Goal ▸ Looking at the listing, state how many of its lines contain the string "with". Write only the number.
------------
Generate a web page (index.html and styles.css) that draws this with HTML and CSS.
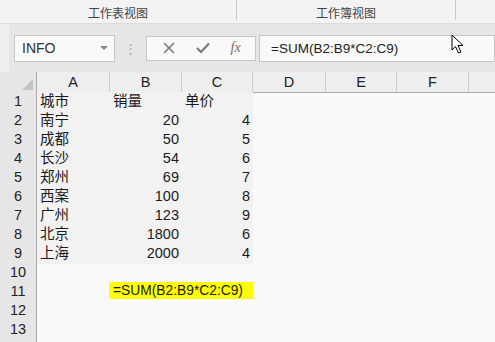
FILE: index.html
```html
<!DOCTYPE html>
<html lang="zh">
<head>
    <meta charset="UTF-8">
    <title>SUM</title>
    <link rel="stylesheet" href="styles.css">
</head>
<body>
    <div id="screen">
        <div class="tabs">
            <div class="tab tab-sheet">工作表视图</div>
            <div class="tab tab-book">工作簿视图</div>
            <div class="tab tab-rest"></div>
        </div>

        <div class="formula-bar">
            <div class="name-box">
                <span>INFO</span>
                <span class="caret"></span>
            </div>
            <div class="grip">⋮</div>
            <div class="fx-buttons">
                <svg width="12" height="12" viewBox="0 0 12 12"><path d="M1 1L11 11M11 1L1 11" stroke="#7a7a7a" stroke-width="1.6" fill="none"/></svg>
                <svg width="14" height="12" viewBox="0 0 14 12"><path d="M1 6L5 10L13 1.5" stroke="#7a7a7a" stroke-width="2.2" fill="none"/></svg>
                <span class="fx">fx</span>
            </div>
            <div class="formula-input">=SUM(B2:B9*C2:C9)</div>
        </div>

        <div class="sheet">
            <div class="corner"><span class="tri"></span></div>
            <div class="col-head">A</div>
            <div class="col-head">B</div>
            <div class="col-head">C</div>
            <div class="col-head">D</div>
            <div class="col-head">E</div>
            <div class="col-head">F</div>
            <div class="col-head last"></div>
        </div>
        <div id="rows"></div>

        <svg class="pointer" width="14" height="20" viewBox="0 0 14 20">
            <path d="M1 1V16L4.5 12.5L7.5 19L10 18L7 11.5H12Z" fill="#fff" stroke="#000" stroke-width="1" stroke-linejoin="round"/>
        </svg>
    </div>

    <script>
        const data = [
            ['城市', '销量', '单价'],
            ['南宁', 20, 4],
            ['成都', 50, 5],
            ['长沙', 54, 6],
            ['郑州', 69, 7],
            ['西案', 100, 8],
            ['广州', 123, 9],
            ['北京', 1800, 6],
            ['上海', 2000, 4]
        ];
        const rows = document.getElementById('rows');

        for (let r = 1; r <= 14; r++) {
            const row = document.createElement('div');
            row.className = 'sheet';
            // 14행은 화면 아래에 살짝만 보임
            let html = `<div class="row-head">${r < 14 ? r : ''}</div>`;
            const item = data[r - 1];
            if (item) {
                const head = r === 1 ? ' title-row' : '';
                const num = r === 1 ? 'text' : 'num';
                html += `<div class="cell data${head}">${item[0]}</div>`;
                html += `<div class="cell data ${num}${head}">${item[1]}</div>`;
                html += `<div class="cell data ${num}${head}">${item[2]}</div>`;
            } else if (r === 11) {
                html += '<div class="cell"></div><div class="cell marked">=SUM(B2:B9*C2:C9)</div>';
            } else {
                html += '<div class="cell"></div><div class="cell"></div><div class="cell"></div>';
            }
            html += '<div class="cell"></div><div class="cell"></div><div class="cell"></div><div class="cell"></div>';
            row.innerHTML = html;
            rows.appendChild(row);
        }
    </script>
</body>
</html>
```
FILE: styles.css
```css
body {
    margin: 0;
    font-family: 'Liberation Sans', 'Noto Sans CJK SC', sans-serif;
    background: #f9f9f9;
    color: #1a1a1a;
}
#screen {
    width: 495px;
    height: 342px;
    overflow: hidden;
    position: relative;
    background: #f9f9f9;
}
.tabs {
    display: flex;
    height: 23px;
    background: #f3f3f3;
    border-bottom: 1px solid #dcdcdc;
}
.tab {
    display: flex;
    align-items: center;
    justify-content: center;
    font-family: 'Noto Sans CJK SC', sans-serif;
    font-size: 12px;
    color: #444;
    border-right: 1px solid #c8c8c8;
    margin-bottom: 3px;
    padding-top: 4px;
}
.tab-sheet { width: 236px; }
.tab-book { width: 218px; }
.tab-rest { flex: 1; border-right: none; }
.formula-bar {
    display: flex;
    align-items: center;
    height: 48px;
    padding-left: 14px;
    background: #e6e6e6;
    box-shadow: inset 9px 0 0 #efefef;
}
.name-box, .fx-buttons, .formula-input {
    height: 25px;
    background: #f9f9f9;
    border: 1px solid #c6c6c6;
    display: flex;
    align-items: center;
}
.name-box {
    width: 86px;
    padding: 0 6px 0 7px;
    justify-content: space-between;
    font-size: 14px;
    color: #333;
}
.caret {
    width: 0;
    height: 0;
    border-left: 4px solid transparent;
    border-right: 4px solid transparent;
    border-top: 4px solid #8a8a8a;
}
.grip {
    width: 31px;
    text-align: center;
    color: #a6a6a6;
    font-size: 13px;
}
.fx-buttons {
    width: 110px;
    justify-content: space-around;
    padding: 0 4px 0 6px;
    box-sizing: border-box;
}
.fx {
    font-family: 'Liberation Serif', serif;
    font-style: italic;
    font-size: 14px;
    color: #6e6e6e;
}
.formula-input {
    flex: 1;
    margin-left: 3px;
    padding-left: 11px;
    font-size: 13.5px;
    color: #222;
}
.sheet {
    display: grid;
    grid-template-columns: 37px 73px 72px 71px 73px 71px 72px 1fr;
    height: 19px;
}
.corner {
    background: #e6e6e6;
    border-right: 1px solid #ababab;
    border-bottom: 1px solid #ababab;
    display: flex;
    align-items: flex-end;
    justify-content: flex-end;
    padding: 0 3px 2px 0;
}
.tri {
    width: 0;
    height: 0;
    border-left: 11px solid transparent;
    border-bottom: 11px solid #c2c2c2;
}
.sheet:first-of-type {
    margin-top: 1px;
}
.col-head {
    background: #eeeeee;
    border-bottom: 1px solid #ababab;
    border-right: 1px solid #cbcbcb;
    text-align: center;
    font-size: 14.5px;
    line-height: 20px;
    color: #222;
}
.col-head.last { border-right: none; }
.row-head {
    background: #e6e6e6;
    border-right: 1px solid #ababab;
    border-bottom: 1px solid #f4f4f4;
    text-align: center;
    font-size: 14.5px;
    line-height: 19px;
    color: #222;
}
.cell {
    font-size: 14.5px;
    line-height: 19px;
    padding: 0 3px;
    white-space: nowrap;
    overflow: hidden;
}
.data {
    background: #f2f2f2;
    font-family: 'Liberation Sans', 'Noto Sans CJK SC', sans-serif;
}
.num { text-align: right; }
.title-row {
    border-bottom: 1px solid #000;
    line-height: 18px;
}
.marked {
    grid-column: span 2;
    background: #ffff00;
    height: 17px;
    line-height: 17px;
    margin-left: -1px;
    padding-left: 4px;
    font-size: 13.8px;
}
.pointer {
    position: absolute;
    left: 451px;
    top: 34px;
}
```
------------
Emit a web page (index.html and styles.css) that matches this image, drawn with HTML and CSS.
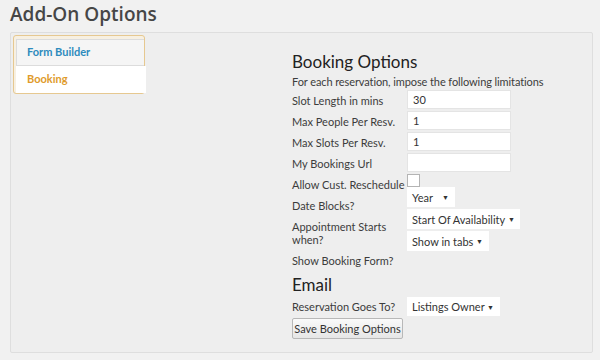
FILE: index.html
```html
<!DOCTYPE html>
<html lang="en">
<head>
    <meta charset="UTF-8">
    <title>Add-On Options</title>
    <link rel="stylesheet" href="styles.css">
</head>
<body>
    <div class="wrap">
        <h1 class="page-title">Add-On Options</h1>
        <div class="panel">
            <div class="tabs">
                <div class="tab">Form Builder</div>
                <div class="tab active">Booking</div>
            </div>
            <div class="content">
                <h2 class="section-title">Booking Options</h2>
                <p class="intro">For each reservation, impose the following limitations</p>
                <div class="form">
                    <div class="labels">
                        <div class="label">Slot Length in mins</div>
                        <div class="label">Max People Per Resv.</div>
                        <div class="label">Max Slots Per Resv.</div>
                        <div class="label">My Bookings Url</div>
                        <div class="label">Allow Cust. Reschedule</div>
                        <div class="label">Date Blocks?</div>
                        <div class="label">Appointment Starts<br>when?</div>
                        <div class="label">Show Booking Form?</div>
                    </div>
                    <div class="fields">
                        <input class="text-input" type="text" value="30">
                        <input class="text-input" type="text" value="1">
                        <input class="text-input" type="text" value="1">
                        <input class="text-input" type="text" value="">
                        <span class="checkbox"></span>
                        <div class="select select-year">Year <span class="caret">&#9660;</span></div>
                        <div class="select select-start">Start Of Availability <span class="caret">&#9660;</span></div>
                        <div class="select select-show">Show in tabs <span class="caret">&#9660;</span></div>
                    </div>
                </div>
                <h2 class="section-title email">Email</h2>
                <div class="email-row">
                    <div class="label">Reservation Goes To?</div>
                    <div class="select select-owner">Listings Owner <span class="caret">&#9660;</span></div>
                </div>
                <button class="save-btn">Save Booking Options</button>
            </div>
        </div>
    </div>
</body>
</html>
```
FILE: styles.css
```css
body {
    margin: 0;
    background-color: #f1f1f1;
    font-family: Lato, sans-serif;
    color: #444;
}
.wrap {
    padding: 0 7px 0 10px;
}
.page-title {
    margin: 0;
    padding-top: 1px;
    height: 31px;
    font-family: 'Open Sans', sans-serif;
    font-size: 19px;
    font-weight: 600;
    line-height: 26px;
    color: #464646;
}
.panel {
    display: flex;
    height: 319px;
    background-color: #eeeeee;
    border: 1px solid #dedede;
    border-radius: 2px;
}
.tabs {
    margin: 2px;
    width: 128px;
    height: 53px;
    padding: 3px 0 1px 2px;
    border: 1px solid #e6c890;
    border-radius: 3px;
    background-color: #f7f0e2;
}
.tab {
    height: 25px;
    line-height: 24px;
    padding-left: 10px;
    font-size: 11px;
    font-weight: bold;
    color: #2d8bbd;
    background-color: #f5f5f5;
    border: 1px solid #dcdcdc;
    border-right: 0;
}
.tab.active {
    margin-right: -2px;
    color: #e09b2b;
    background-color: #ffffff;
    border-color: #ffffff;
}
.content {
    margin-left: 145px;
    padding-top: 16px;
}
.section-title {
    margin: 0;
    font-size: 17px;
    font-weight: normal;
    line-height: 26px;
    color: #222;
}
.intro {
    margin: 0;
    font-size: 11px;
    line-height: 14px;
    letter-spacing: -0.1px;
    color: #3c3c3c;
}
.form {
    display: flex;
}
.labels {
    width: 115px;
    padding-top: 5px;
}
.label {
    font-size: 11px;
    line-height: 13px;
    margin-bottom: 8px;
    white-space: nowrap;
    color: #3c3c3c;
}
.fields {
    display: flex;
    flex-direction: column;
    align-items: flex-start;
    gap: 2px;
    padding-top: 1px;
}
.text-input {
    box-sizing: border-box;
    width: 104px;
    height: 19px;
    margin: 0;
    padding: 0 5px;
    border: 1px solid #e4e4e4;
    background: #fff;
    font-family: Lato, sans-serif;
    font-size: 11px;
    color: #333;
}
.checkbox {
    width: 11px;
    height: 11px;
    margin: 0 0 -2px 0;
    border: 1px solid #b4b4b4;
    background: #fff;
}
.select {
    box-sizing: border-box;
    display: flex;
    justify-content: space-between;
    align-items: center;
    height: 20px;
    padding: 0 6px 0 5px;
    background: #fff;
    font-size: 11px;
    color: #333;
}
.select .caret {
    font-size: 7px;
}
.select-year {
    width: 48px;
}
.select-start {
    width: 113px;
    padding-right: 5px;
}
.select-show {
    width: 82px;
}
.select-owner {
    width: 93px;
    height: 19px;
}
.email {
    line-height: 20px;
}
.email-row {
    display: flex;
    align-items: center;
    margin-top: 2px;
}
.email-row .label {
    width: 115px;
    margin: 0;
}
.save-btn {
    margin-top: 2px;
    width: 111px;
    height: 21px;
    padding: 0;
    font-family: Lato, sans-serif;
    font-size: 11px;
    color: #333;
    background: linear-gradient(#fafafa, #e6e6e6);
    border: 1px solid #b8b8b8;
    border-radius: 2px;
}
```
------------
Completed task ▸ 2